▶ _Exercise aim_: Extract each line where the string "this" shows up.

------ Supplied records ------

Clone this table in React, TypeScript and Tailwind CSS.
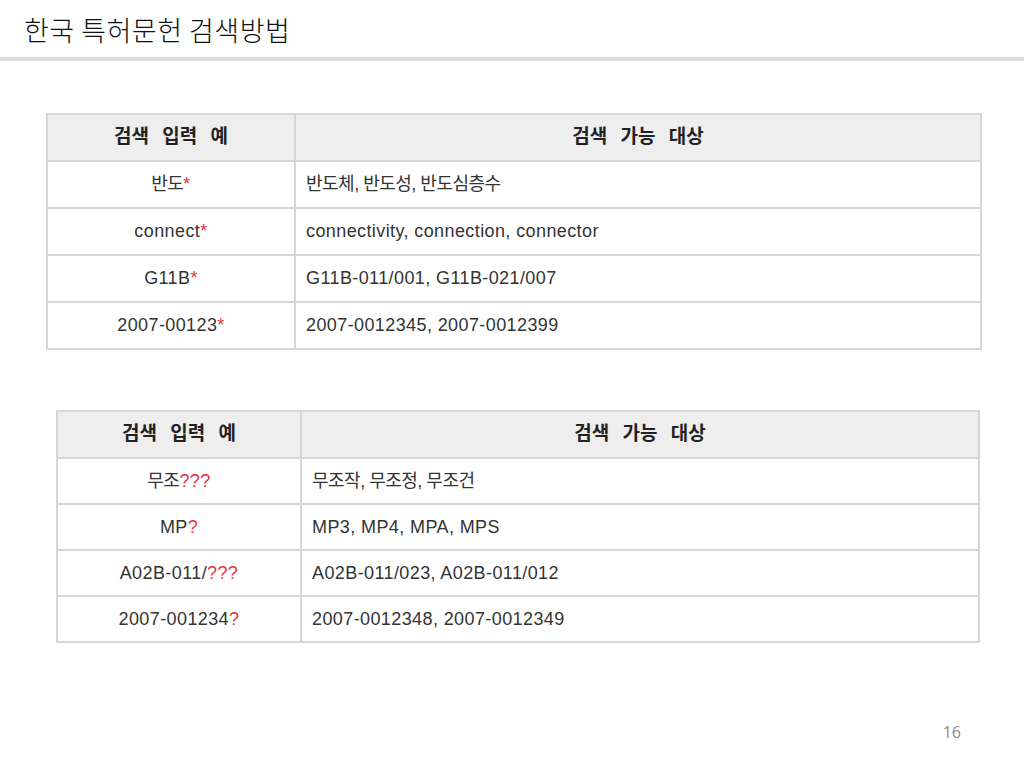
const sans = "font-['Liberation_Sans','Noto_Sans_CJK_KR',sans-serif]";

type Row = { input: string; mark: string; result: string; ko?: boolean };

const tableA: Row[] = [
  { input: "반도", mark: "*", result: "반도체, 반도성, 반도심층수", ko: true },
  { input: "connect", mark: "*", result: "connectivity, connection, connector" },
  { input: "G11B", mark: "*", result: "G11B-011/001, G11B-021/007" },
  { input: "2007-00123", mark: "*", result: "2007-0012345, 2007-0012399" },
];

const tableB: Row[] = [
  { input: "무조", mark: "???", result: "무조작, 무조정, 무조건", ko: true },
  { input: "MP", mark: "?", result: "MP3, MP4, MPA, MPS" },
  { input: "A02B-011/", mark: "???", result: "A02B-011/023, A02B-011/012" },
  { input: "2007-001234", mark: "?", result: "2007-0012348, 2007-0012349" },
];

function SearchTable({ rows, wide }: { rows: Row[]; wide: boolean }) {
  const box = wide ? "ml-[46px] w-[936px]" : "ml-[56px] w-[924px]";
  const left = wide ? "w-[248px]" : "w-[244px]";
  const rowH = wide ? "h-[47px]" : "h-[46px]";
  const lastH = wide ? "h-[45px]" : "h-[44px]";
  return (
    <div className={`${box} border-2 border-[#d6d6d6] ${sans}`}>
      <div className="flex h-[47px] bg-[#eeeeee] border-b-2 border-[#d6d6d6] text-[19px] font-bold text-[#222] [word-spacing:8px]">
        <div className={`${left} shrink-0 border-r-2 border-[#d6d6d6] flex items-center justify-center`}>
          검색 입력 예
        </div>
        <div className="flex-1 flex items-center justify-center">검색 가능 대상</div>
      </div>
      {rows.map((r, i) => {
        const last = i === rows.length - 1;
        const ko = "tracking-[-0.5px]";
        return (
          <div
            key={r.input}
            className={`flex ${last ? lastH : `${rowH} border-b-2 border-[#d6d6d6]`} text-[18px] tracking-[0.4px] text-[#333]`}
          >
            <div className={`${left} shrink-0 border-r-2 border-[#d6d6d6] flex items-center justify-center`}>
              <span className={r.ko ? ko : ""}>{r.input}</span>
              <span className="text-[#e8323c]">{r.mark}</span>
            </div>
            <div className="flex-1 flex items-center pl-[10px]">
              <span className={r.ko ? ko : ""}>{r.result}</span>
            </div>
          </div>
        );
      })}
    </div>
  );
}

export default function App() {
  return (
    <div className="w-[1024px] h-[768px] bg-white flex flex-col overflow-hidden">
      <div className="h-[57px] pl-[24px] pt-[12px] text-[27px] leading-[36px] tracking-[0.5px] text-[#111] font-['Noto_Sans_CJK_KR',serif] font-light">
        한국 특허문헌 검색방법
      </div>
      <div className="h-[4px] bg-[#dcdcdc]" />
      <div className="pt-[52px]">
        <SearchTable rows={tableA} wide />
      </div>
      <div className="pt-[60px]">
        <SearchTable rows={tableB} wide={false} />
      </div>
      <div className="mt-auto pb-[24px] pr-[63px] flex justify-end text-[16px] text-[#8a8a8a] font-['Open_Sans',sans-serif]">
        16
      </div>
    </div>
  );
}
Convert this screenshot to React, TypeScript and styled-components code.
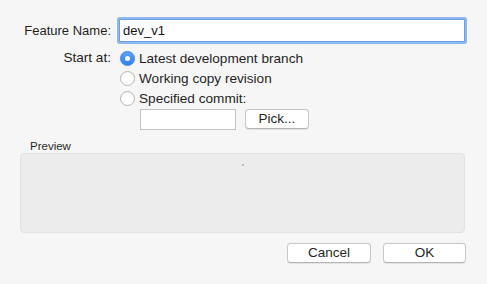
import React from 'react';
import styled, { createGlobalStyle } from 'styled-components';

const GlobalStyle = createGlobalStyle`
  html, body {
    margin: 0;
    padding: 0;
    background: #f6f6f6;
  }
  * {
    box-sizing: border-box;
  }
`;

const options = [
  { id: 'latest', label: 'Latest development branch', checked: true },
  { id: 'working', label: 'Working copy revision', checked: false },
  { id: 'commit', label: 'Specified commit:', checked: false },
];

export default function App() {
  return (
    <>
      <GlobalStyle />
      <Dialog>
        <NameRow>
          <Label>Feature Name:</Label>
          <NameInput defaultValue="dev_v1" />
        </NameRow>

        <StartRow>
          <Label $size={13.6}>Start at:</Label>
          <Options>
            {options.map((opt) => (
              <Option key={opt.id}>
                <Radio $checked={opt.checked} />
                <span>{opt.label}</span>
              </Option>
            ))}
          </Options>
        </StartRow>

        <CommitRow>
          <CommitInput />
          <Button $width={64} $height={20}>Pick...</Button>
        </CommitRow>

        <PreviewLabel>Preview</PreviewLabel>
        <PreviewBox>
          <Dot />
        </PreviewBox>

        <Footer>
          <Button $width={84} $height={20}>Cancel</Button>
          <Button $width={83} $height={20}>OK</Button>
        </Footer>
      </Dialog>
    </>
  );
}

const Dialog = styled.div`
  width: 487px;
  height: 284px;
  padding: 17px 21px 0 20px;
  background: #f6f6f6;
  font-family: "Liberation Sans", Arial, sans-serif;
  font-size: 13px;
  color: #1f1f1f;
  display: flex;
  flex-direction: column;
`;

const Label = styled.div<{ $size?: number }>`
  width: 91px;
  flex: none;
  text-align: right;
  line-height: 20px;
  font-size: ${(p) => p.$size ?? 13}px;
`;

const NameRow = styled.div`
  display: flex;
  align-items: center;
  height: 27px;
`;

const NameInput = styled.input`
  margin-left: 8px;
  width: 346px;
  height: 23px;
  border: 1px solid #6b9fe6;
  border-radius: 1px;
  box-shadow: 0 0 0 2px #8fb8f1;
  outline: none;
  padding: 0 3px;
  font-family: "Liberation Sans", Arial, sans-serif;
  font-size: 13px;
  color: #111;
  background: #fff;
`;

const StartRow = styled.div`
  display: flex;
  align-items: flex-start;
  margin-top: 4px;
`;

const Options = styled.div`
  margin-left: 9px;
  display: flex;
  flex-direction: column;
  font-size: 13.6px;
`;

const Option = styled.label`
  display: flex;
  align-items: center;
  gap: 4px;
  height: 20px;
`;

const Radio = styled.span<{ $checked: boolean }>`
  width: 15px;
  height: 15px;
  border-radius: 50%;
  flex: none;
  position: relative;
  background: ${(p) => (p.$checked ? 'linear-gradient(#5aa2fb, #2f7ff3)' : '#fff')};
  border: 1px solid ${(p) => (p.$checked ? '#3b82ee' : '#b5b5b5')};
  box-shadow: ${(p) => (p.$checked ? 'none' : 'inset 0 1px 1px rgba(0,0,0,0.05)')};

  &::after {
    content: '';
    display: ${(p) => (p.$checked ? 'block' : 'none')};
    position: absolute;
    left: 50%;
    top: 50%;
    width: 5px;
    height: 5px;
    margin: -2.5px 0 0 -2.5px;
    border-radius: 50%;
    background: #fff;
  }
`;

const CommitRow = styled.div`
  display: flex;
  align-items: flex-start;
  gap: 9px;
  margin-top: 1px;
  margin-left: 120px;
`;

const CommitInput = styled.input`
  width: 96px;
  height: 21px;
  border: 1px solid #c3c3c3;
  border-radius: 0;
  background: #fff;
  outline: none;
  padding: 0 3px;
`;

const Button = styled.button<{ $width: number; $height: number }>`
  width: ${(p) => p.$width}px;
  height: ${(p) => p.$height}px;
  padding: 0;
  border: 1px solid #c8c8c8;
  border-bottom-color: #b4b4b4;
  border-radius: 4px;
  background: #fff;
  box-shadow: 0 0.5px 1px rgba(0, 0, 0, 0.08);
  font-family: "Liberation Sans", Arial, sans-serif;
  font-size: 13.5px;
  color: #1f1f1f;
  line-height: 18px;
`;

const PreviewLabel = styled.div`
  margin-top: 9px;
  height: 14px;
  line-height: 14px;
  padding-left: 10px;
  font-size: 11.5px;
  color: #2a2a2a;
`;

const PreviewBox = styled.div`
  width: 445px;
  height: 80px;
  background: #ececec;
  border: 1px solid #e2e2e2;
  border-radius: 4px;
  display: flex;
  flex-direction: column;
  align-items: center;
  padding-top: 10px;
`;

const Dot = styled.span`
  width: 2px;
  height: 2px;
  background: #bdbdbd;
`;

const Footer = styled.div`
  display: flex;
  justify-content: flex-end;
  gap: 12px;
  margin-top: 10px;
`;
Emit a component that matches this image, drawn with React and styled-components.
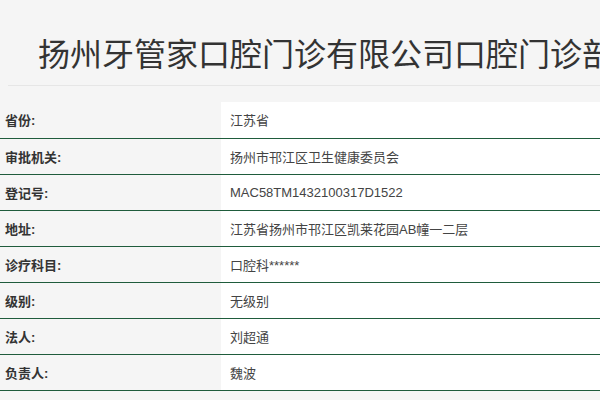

------

▶ _Output of the exercise_:
Clone this table in React, TypeScript and Tailwind CSS.
Convert this screenshot to React, TypeScript and styled-components code.
Emit a component that matches this image, drawn with React and styled-components.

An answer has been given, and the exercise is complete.